The hostilities between the indigenous Bodo people and Bangladeshi settlers—primarily in Udalguri and Darrang districts and the overlapping Bodo Territorial Autonomous District (BTAD)—left over 50 dead and rendered 150,000 homeless. The violence also resulted in the torching of more than 500 houses belonging to both the communities.

India and Bangladesh have more than 4,000 kilometers of porous border. There are wild speculations regarding the number of Bangladeshis living in Assam and the rest of India’s Northeast. Some say it amounts to more than 16 million migrants.
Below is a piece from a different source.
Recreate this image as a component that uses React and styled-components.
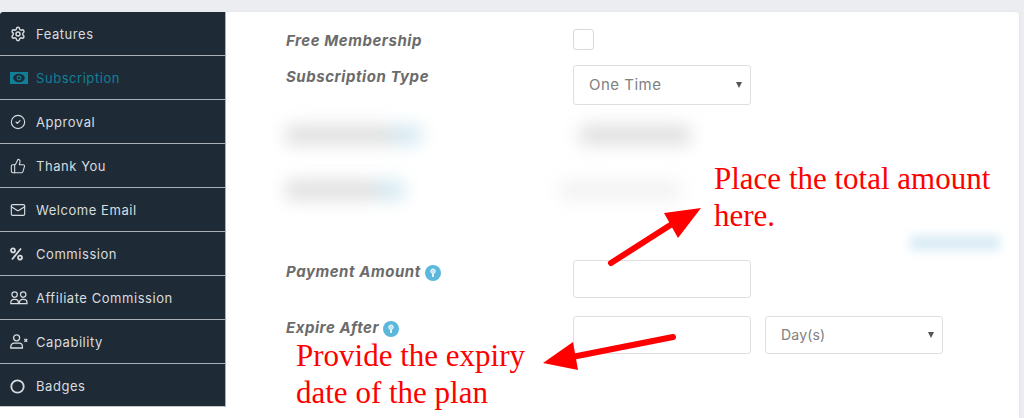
import React from 'react';
import styled, { createGlobalStyle } from 'styled-components';
import { Settings, CircleCheck, ThumbsUp, Mail } from 'lucide-react';

const GlobalStyle = createGlobalStyle`
  html, body {
    margin: 0;
    height: 100%;
    background: #ebedf1;
    overflow: hidden;
  }
`;

const Page = styled.div`
  position: relative;
  width: 1024px;
  height: 418px;
  padding: 12px 5px 0 0;
  box-sizing: border-box;
  font-family: Inter, 'Liberation Sans', sans-serif;
`;

const Layout = styled.div`
  display: flex;
  height: 100%;
  background: #fff;
  border-top-right-radius: 4px;
  box-shadow: 1px 0 2px #e3e5e9;
`;

const Sidebar = styled.nav`
  width: 226px;
  height: 395px;
  flex: none;
  box-sizing: border-box;
  background: #1e2b37;
  border-right: 1px solid #aab0b5;
  border-bottom: 1px solid #c4c8cb;
  border-top-left-radius: 3px;
`;

const NavRow = styled.div`
  display: flex;
  align-items: center;
  height: 44px;
  box-sizing: border-box;
  padding-left: 10px;
  border-bottom: 1px solid #aab0b5;
  color: ${(p) => (p.$active ? '#117f97' : '#d9dcdf')};
  font-size: 13px;
  letter-spacing: 0.55px;
  &:last-child {
    border-bottom: none;
  }
`;

const NavIcon = styled.span`
  display: flex;
  width: 26px;
  flex: none;
`;

const Main = styled.main`
  flex: 1;
  padding: 17px 0 0 60px;
`;

const Row = styled.div`
  display: flex;
  align-items: flex-start;
  height: ${(p) => p.$height}px;
`;

const Label = styled.label`
  display: flex;
  align-items: center;
  gap: 4px;
  width: 287px;
  flex: none;
  padding-top: 1px;
  font-size: 15px;
  font-weight: 700;
  font-style: italic;
  letter-spacing: 0.55px;
  color: #6b6b6b;
  line-height: 22px;
`;

const Checkbox = styled.span`
  display: block;
  width: 19px;
  height: 19px;
  border: 1px solid #d9d9d9;
  border-radius: 3px;
`;

const Field = styled.div`
  display: flex;
  align-items: center;
  justify-content: space-between;
  width: 178px;
  height: ${(p) => p.$height || 38}px;
  box-sizing: border-box;
  padding: 0 8px 2px 15px;
  margin-right: 14px;
  border: 1px solid #dfdfdf;
  border-radius: 3px;
  color: #808080;
  font-size: ${(p) => p.$size || 15}px;
  letter-spacing: ${(p) => p.$spacing || 0.5}px;
`;

const Caret = styled.span`
  width: 0;
  height: 0;
  margin-top: 2px;
  border-left: 3px solid transparent;
  border-right: 3px solid transparent;
  border-top: 6px solid #555;
`;

const Blurred = styled.div`
  display: flex;
  align-items: center;
  height: ${(p) => p.$height}px;
  filter: blur(9px);
`;

const Smudge = styled.span`
  display: block;
  flex: none;
  width: ${(p) => p.$width}px;
  height: 18px;
  margin-right: ${(p) => p.$gap || 0}px;
  background: ${(p) => p.$color || '#dcdcdc'};
`;

const ButtonSmudge = styled.div`
  width: 90px;
  height: 16px;
  margin: 5px 0 9px 624px;
  background: #dcedf6;
  filter: blur(5px);
`;

const HelpDot = styled.svg`
  flex: none;
  width: 16px;
  height: 16px;
  margin-top: 2px;
`;

const Glyph = styled.svg`
  display: block;
  fill: none;
  stroke: currentColor;
`;

const Note = styled.div`
  position: absolute;
  left: ${(p) => p.$left}px;
  top: ${(p) => p.$top}px;
  color: #ff0000;
  font-family: 'Liberation Serif', serif;
  font-size: 31px;
  line-height: 37px;
  white-space: nowrap;
`;

const ArrowLayer = styled.svg`
  position: absolute;
  left: 0;
  top: 0;
  pointer-events: none;
`;

function NoteIcon() {
  return (
    <Glyph width="18" height="12" viewBox="0 0 18 12" strokeWidth="1.5">
      <rect x="0.75" y="0.75" width="16.5" height="10.5" fill="currentColor" />
      <ellipse cx="9" cy="6" rx="5.8" ry="4.2" fill="#1e2b37" stroke="none" />
      <circle cx="9" cy="6" r="1.9" strokeWidth="1.1" />
    </Glyph>
  );
}

function PercentIcon() {
  return (
    <Glyph width="13" height="14" viewBox="0 0 13 14" strokeWidth="1.8">
      <circle cx="3" cy="3.4" r="2" />
      <circle cx="10" cy="10.6" r="2" />
      <path d="M11 1.5 2 12.5" />
    </Glyph>
  );
}

function Figure({ x = 0 }) {
  return (
    <g transform={`translate(${x} 0)`}>
      <circle cx="4.6" cy="3.6" r="2.7" />
      <path d="M.8 12.6v-1.2a3 3 0 0 1 3-3h1.6a3 3 0 0 1 3 3v1.2z" />
    </g>
  );
}

function UsersIcon() {
  return (
    <Glyph width="18" height="14" viewBox="0 0 18 14" strokeWidth="1.2">
      <Figure />
      <Figure x={8.6} />
    </Glyph>
  );
}

function CapabilityIcon() {
  return (
    <Glyph width="18" height="15" viewBox="0 0 18 15" strokeWidth="1.3">
      <circle cx="6.6" cy="3.8" r="3" />
      <path d="M.8 14v-1.5a3.4 3.4 0 0 1 3.4-3.4h4.8a3.4 3.4 0 0 1 3.4 3.4V14z" />
      <path d="M14.4 5l2.8 2.8M17.2 5l-2.8 2.8" />
    </Glyph>
  );
}

function RingIcon() {
  return (
    <Glyph width="15" height="15" viewBox="0 0 15 15" strokeWidth="1.8">
      <circle cx="7.5" cy="7.5" r="6.2" />
    </Glyph>
  );
}

const navItems = [
  { label: 'Features', icon: <Settings size={16} strokeWidth={2.2} /> },
  { label: 'Subscription', icon: <NoteIcon />, active: true },
  { label: 'Approval', icon: <CircleCheck size={16} strokeWidth={1.7} /> },
  { label: 'Thank You', icon: <ThumbsUp size={16} strokeWidth={1.6} /> },
  { label: 'Welcome Email', icon: <Mail size={16} strokeWidth={1.7} /> },
  { label: 'Commission', icon: <PercentIcon /> },
  { label: 'Affiliate Commission', icon: <UsersIcon /> },
  { label: 'Capability', icon: <CapabilityIcon /> },
  { label: 'Badges', icon: <RingIcon /> },
];

function Help() {
  return (
    <HelpDot viewBox="0 0 16 16">
      <circle cx="8" cy="8" r="8" fill="#5bb8dc" />
      <circle cx="8" cy="6.2" r="2.3" fill="#bfe4f2" stroke="#e8f6fb" strokeWidth="1" />
      <path d="M8 8.5v3.5" stroke="#e8f6fb" strokeWidth="2" />
    </HelpDot>
  );
}

export default function App() {
  return (
    <Page>
      <GlobalStyle />
      <Layout>
        <Sidebar>
          {navItems.map(({ label, icon, active }) => (
            <NavRow key={label} $active={active}>
              <NavIcon>{icon}</NavIcon>
              {label}
            </NavRow>
          ))}
        </Sidebar>
        <Main>
          <Row $height={36}>
            <Label>Free Membership</Label>
            <Checkbox />
          </Row>
          <Row $height={55}>
            <Label>Subscription Type</Label>
            <Field $height={40}>
              One Time
              <Caret />
            </Field>
          </Row>
          <Blurred $height={30}>
            <Smudge $width={105} />
            <Smudge $width={30} $gap={159} $color="#cfe6ef" />
            <Smudge $width={110} />
          </Blurred>
          <Blurred $height={80}>
            <Smudge $width={90} />
            <Smudge $width={28} $gap={156} $color="#cfe6ef" />
            <Smudge $width={120} $color="#f1f1f1" />
          </Blurred>
          <ButtonSmudge />
          <Row $height={56}>
            <Label>
              Payment Amount <Help />
            </Label>
            <Field />
          </Row>
          <Row $height={40}>
            <Label>
              Expire After <Help />
            </Label>
            <Field />
            <Field $size={14} $spacing={0.2}>
              Day(s)
              <Caret />
            </Field>
          </Row>
        </Main>
      </Layout>
      <Note $left={714} $top={160}>
        Place the total amount
        <br />
        here.
      </Note>
      <Note $left={296} $top={337}>
        Provide the expiry
        <br />
        date of the plan
      </Note>
      <ArrowLayer width="1024" height="418" viewBox="0 0 1024 418">
        <path d="M611 263 L672 224" stroke="#ff0000" strokeWidth="6" strokeLinecap="round" />
        <polygon points="701,208 664,213 678,238" fill="#ff0000" />
        <path d="M673 337 L572 357" stroke="#ff0000" strokeWidth="6" strokeLinecap="round" />
        <polygon points="543,363 573,342 578,370" fill="#ff0000" />
      </ArrowLayer>
    </Page>
  );
}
In 1998, then-governor of Assam, Lt. Gen. (retired) SK Sinha, sent a report to New Delhi describing the volatile situation emerging in the state. He argued that if the demographic issue was not addressed, the Assamese culture would soon be extinct.

“As a result of the population movement from Bangladesh, the specter looms large of the indigenous people of Assam being reduced to a minority in their home state. Their cultural survival will be in jeopardy, their political control will be weakened and their employment opportunities will be undermined. This silent and insidious demographic invasion of Assam may result in the loss of geostrategically vital district of Lower Assam (on the border of Bangladesh). The influx of these illegal migrants is turning these districts into a Muslim-majority region. It will then only be a matter of time when a demand for their merger with Bangladesh may be made,” the governor elaborated.

The problem has persisted for a long time. India’s 1931 Census Report stated: “Probably the most important event during the last twenty five years, which seems likely to alter permanently the whole future of Assam and to destroy surely more than what Burmese invaders did in 1820, the whole structure of Assamese culture and civilisation, has been the invasion of a vast horde of land-hungry Bengali immigrants mostly Muslim from the districts of East Bengal and in particular from Mymensingh.”

In fact, Muhammad Ali Jinnah, the father of Pakistani nation, claimed Assam as a part of East Pakistan (now Bangladesh) during the partition in 1947. He used the argument that the 1941 census in Assam (then Greater Assam) showed the population of Hindus was only 42%. However, this figure excluded the tribal peoples, who are neither Hindu nor Muslim, but followers of their own indigenous traditions.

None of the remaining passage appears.